The Horrors - Luminous - Albums - Reviews - Soundblab

The Horrors - Luminous

by David Bruggink Rating:6.5 Release Date:2014-05-05

I was kicking myself a little bit after choosing to review the new Horrors album. With accolades like "national treasures in waiting" (according to the BBC) lavished on them, what fate could befall the man to sully their string of well-received albums? I was familiar with their evolution from shouty, Halloween-party garage-rock to elegant Britpop enlivened with shoegaze textures and vibrant synthesizers, and given their tendency to avoid getting in a stylistic rut, at a minimum, I knew I could expect something different after Skying.

Skying did have some gorgeous moments, though. The elements of 'Still Life' - the backwards guitar; the confidently striding bass; the detached vocals and the nostalgia-inciting synth-lines - fit together perfectly in a way which recalled the self-assured ennui of The Verve circa Urban Hymns. While it didn't feel entirely novel, Skying did manage to hit the same pleasure-centers its influences were hitting 15 or 20 years earlier, and made me think that maybe more of this wouldn't be so bad.

If that's your point of view, you're in luck. Where each previous album felt like a departure of sorts from the album that preceded it, Luminous feels more like a continuation of Skying, dispensing with most of the post-punk and garage-rock influences in favor of widescreen new wave and neo-psychedelia.

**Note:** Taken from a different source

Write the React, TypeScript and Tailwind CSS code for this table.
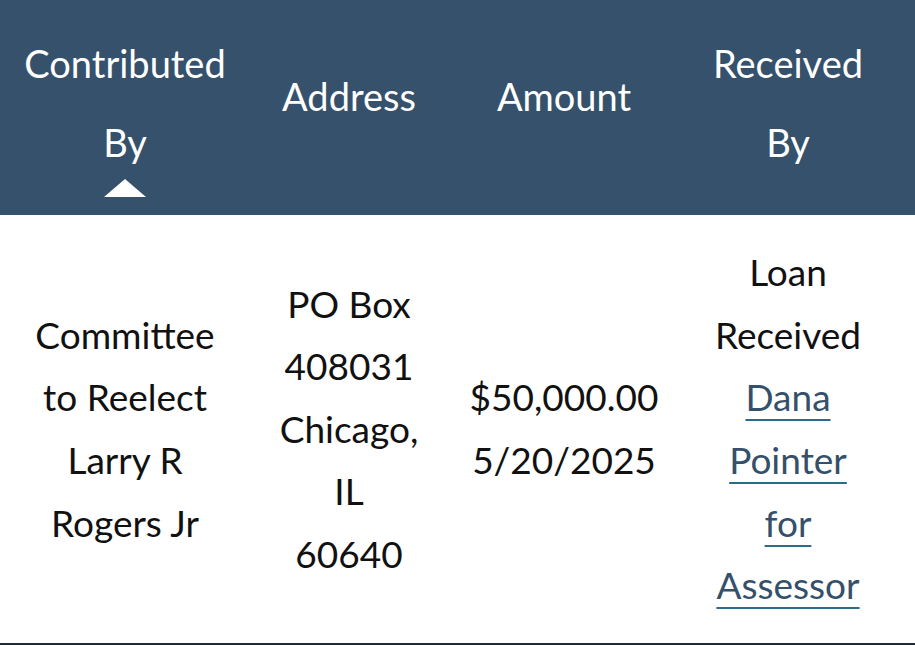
const SortArrow = () => (
  <svg width="42" height="18" viewBox="0 0 42 18" className="mx-auto block">
    <polygon points="21,0 42,18 0,18" fill="#ffffff" />
  </svg>
);

const Link = ({ children }: { children: React.ReactNode }) => (
  <a
    href="#"
    className="text-[#34506a] underline decoration-[#2c6b8a] decoration-2 underline-offset-[8px]"
  >
    {children}
  </a>
);

export default function App() {
  return (
    <div className="w-[915px] h-[645px] bg-white overflow-hidden font-['Lato','Liberation_Sans',sans-serif]">
      <div className="bg-[#35516b] text-white h-[215px] grid grid-cols-[250px_198px_232px_216px] text-[38px] leading-[79px] text-center">
        <div className="pt-[24px]">
          <div>Contributed</div>
          <div>By</div>
          <div className="-mt-[3px]">
            <SortArrow />
          </div>
        </div>
        <div className="pt-[57px]">Address</div>
        <div className="pt-[57px]">Amount</div>
        <div className="pt-[24px]">
          <div>Received</div>
          <div>By</div>
        </div>
      </div>
      <div className="h-[430px] border-b-2 border-[#1f2a3a] grid grid-cols-[250px_198px_232px_216px] items-center text-center text-[37px] leading-[62.6px] text-[#111]">
        <div>
          Committee
          <br />
          to Reelect
          <br />
          Larry R
          <br />
          Rogers Jr
        </div>
        <div>
          PO Box
          <br />
          408031
          <br />
          Chicago,
          <br />
          IL
          <br />
          60640
        </div>
        <div>
          $50,000.00
          <br />
          5/20/2025
        </div>
        <div>
          Loan
          <br />
          Received
          <br />
          <Link>Dana</Link>
          <br />
          <Link>Pointer</Link>
          <br />
          <Link>for</Link>
          <br />
          <Link>Assessor</Link>
        </div>
      </div>
    </div>
  );
}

After a three-minute introduction of subtly overlaid synthesizers, the first track, 'Chasing Shadows', bursts into a maelstrom of shoegaze guitars and pounding drums. Generally, the album sounds simply massive, filled to the brim with sonic details: pulsating synthesizer lines, echoing guitar parts, and cavernous vocal harmonies. There are some moments which feel slightly indebted to the more melancholy, earnest end of the spectrum inhabited by Cocteau Twins and New Order, but this is essentially energizing, not reflective music, even if the tempo does dip from time to time. It's a fitting soundtrack to the strobe-lit, slow-motion walk across the room at the height of the party ('Sleepwalk').

While there's no clear standout like 'Still Life,' there are some particularly memorable refrains ('I See You') and stylistic choices. The Cut Copy-reminiscent 'In and Out of Sight' cruises along on a danceable drum-beat and throbbing bass, while 'Jealous Sun' recalls the contorted guitar textures of My Bloody Valentine. On the other hand, the verse of 'Falling Star' tries to fuse a bubbly keyboard line with a distorted guitar riff which repeats to the point of annoyance, and ultimately feels disjointed. The seven-minute 'I See You' transitions halfway through into a purely instrumental track, and though it attempts to continually build up anticipation with nods to Loveless, it becomes derivative far too quickly.

If you're feeling - or want to feel - invincible, Luminous strikes me as an ideal album to put on, because it's got such little vulnerability to it; it's full of swagger and confidence like its Britpop forebears. Depending on your tastes, that may be good or bad. Personally, I hope The Horrors will show us some new sides in their next effort.